Materials provided:
───

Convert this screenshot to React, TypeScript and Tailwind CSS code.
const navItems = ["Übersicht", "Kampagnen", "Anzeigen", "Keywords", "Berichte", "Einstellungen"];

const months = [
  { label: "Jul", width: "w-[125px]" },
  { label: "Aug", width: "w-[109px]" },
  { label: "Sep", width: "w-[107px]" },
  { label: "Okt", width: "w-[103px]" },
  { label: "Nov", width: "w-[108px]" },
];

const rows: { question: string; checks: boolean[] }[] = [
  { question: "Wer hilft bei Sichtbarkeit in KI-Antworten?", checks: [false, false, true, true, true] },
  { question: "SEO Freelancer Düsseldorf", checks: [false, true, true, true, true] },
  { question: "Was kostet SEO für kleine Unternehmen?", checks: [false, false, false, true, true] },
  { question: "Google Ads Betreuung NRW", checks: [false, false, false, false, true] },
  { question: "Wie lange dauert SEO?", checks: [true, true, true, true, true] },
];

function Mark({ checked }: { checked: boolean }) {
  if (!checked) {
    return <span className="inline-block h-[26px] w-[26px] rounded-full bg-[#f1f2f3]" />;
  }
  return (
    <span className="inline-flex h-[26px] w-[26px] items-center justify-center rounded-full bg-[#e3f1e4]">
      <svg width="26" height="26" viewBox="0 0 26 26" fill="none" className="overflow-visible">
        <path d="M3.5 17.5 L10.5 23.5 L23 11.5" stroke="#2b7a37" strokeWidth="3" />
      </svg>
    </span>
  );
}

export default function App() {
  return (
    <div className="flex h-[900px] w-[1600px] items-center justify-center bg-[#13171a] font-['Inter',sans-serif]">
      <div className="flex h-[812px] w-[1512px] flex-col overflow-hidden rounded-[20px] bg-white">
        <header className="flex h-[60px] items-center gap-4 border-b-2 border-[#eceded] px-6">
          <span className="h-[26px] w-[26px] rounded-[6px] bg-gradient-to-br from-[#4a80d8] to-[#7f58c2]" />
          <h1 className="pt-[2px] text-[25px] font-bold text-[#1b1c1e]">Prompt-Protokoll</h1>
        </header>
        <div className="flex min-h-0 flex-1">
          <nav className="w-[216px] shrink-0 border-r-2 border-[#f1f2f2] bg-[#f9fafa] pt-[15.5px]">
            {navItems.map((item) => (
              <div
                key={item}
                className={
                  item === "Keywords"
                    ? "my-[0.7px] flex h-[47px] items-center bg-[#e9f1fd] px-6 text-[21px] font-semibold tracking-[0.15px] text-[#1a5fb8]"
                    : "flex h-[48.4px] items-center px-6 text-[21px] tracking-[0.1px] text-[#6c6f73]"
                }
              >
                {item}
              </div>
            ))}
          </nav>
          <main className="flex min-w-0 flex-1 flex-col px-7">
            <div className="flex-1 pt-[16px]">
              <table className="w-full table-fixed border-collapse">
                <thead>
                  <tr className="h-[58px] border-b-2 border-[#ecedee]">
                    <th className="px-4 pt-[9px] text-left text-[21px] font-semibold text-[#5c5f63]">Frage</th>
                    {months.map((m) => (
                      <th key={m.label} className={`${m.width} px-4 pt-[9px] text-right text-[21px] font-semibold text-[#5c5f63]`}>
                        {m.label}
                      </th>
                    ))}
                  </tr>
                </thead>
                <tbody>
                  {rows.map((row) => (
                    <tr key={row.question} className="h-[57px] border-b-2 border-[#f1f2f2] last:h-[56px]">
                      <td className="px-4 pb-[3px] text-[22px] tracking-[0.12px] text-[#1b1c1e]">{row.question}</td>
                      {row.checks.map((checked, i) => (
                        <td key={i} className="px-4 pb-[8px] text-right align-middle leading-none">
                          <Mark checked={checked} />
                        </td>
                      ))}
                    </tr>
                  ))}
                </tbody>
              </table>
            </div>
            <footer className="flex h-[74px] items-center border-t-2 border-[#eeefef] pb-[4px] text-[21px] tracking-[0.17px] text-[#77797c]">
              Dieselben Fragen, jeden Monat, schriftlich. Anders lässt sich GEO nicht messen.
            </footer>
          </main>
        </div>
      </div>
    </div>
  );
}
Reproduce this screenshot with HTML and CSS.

───

The exercise:
Repeat the entries shown above, every one, word for word.

Written solution:
Convert this screenshot to React, TypeScript and Tailwind CSS code.
const navItems = ["Übersicht", "Kampagnen", "Anzeigen", "Keywords", "Berichte", "Einstellungen"];

const months = [
  { label: "Jul", width: "w-[125px]" },
  { label: "Aug", width: "w-[109px]" },
  { label: "Sep", width: "w-[107px]" },
  { label: "Okt", width: "w-[103px]" },
  { label: "Nov", width: "w-[108px]" },
];

const rows: { question: string; checks: boolean[] }[] = [
  { question: "Wer hilft bei Sichtbarkeit in KI-Antworten?", checks: [false, false, true, true, true] },
  { question: "SEO Freelancer Düsseldorf", checks: [false, true, true, true, true] },
  { question: "Was kostet SEO für kleine Unternehmen?", checks: [false, false, false, true, true] },
  { question: "Google Ads Betreuung NRW", checks: [false, false, false, false, true] },
  { question: "Wie lange dauert SEO?", checks: [true, true, true, true, true] },
];

function Mark({ checked }: { checked: boolean }) {
  if (!checked) {
    return <span className="inline-block h-[26px] w-[26px] rounded-full bg-[#f1f2f3]" />;
  }
  return (
    <span className="inline-flex h-[26px] w-[26px] items-center justify-center rounded-full bg-[#e3f1e4]">
      <svg width="26" height="26" viewBox="0 0 26 26" fill="none" className="overflow-visible">
        <path d="M3.5 17.5 L10.5 23.5 L23 11.5" stroke="#2b7a37" strokeWidth="3" />
      </svg>
    </span>
  );
}

export default function App() {
  return (
    <div className="flex h-[900px] w-[1600px] items-center justify-center bg-[#13171a] font-['Inter',sans-serif]">
      <div className="flex h-[812px] w-[1512px] flex-col overflow-hidden rounded-[20px] bg-white">
        <header className="flex h-[60px] items-center gap-4 border-b-2 border-[#eceded] px-6">
          <span className="h-[26px] w-[26px] rounded-[6px] bg-gradient-to-br from-[#4a80d8] to-[#7f58c2]" />
          <h1 className="pt-[2px] text-[25px] font-bold text-[#1b1c1e]">Prompt-Protokoll</h1>
        </header>
        <div className="flex min-h-0 flex-1">
          <nav className="w-[216px] shrink-0 border-r-2 border-[#f1f2f2] bg-[#f9fafa] pt-[15.5px]">
            {navItems.map((item) => (
              <div
                key={item}
                className={
                  item === "Keywords"
                    ? "my-[0.7px] flex h-[47px] items-center bg-[#e9f1fd] px-6 text-[21px] font-semibold tracking-[0.15px] text-[#1a5fb8]"
                    : "flex h-[48.4px] items-center px-6 text-[21px] tracking-[0.1px] text-[#6c6f73]"
                }
              >
                {item}
              </div>
            ))}
          </nav>
          <main className="flex min-w-0 flex-1 flex-col px-7">
            <div className="flex-1 pt-[16px]">
              <table className="w-full table-fixed border-collapse">
                <thead>
                  <tr className="h-[58px] border-b-2 border-[#ecedee]">
                    <th className="px-4 pt-[9px] text-left text-[21px] font-semibold text-[#5c5f63]">Frage</th>
                    {months.map((m) => (
                      <th key={m.label} className={`${m.width} px-4 pt-[9px] text-right text-[21px] font-semibold text-[#5c5f63]`}>
                        {m.label}
                      </th>
                    ))}
                  </tr>
                </thead>
                <tbody>
                  {rows.map((row) => (
                    <tr key={row.question} className="h-[57px] border-b-2 border-[#f1f2f2] last:h-[56px]">
                      <td className="px-4 pb-[3px] text-[22px] tracking-[0.12px] text-[#1b1c1e]">{row.question}</td>
                      {row.checks.map((checked, i) => (
                        <td key={i} className="px-4 pb-[8px] text-right align-middle leading-none">
                          <Mark checked={checked} />
                        </td>
                      ))}
                    </tr>
                  ))}
                </tbody>
              </table>
            </div>
            <footer className="flex h-[74px] items-center border-t-2 border-[#eeefef] pb-[4px] text-[21px] tracking-[0.17px] text-[#77797c]">
              Dieselben Fragen, jeden Monat, schriftlich. Anders lässt sich GEO nicht messen.
            </footer>
          </main>
        </div>
      </div>
    </div>
  );
}
Reproduce this screenshot with HTML and CSS.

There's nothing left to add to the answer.